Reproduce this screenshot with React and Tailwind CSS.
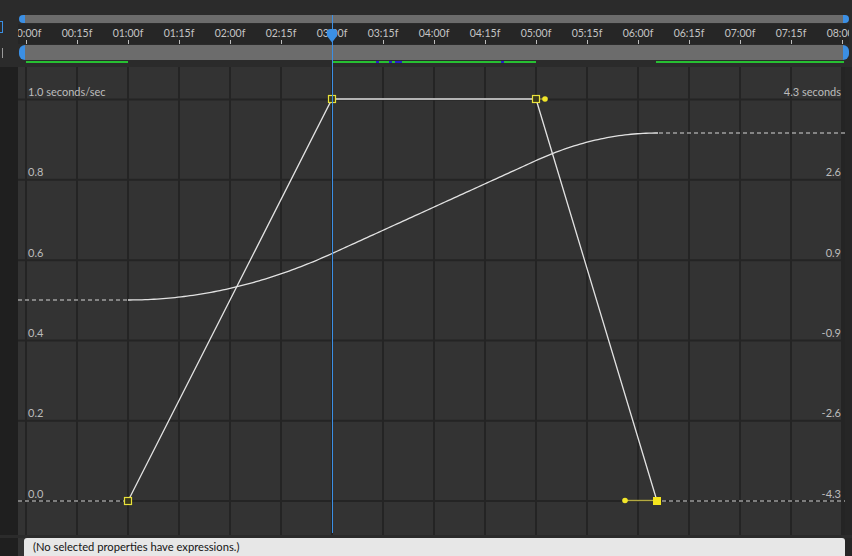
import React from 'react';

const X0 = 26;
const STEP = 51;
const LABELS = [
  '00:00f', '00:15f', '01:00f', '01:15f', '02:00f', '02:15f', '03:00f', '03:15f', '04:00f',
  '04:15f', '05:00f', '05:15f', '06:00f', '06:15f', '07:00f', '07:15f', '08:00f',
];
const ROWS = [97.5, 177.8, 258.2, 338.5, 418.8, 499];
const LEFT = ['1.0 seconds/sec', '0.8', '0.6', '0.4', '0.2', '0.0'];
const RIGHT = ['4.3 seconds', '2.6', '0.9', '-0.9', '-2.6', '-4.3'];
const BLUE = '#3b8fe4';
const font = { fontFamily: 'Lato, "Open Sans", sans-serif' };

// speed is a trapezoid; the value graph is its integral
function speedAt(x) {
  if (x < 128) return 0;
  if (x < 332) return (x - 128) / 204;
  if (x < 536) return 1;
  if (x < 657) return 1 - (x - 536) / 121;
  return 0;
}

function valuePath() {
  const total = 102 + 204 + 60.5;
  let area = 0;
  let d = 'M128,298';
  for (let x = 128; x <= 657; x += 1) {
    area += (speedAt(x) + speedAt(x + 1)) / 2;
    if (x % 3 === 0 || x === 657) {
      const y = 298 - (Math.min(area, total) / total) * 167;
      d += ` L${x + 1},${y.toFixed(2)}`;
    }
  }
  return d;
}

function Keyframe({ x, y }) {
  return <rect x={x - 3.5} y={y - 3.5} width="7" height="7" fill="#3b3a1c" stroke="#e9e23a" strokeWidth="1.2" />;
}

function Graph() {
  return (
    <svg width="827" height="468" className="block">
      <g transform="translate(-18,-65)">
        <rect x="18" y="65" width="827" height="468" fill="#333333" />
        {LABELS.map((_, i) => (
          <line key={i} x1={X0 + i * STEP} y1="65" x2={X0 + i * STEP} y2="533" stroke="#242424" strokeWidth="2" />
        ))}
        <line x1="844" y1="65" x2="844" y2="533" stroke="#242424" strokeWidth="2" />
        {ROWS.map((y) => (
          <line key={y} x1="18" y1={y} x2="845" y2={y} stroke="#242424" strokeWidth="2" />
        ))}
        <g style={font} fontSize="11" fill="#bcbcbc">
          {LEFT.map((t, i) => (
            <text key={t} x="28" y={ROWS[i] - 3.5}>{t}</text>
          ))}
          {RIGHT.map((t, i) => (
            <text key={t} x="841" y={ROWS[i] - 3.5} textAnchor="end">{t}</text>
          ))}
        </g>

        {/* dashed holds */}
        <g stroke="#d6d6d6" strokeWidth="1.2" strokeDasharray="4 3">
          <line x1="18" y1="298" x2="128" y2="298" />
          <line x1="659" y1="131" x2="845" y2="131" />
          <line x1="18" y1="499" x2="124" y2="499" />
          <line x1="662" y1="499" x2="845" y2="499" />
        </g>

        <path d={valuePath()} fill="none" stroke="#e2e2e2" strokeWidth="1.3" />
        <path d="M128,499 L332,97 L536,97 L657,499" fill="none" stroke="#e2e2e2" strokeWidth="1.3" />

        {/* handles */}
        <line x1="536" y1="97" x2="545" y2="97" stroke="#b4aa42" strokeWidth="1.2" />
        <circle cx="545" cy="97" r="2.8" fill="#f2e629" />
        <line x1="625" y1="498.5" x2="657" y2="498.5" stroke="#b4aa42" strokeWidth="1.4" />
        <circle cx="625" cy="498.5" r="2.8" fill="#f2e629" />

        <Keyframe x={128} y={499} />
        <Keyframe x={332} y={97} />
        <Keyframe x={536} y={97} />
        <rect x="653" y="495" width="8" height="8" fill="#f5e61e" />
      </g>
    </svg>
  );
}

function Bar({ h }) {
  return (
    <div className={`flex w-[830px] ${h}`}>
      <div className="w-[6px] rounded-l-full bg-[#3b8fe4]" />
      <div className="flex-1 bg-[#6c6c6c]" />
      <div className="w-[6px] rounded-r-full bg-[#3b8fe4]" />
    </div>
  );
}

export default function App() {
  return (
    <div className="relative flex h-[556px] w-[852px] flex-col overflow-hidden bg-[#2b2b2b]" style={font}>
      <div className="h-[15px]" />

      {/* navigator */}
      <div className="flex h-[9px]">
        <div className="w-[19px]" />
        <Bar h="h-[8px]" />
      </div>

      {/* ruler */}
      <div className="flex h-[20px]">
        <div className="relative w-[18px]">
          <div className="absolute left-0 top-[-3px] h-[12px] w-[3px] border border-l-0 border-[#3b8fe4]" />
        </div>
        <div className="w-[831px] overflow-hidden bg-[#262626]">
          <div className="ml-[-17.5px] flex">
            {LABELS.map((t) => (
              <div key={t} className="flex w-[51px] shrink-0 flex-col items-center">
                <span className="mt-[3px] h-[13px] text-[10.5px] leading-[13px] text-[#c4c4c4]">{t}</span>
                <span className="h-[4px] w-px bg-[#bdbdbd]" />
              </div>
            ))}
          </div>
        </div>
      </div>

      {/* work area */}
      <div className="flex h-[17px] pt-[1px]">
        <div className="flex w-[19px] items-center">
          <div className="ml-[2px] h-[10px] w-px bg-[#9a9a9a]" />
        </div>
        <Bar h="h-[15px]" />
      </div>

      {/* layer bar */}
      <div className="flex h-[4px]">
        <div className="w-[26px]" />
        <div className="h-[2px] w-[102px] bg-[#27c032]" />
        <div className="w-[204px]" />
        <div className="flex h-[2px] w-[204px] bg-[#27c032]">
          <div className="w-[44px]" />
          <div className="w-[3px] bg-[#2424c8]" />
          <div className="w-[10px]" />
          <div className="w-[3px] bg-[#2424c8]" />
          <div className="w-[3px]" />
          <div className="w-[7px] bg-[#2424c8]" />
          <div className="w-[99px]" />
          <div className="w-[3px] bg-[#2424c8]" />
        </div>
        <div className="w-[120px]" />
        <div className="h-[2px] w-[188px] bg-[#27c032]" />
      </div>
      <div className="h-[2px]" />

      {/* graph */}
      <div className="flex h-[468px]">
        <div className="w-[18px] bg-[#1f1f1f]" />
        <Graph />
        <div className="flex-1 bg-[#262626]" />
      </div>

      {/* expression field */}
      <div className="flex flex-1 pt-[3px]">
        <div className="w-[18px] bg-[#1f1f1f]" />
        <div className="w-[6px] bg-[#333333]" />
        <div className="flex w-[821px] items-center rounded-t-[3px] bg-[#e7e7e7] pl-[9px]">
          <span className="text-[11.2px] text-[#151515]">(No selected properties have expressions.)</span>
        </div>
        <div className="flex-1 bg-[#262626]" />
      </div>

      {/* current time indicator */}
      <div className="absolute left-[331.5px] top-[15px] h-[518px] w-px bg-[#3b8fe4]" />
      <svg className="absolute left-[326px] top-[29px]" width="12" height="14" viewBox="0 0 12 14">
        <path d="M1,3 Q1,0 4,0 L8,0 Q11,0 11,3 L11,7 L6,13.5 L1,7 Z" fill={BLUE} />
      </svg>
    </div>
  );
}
----
Write out again, exactly, the lines from the start of the listing up to the line containing "import React from 'react';", with both ends and without pictures.

Solved exercise —
Reproduce this screenshot with React and Tailwind CSS.
import React from 'react';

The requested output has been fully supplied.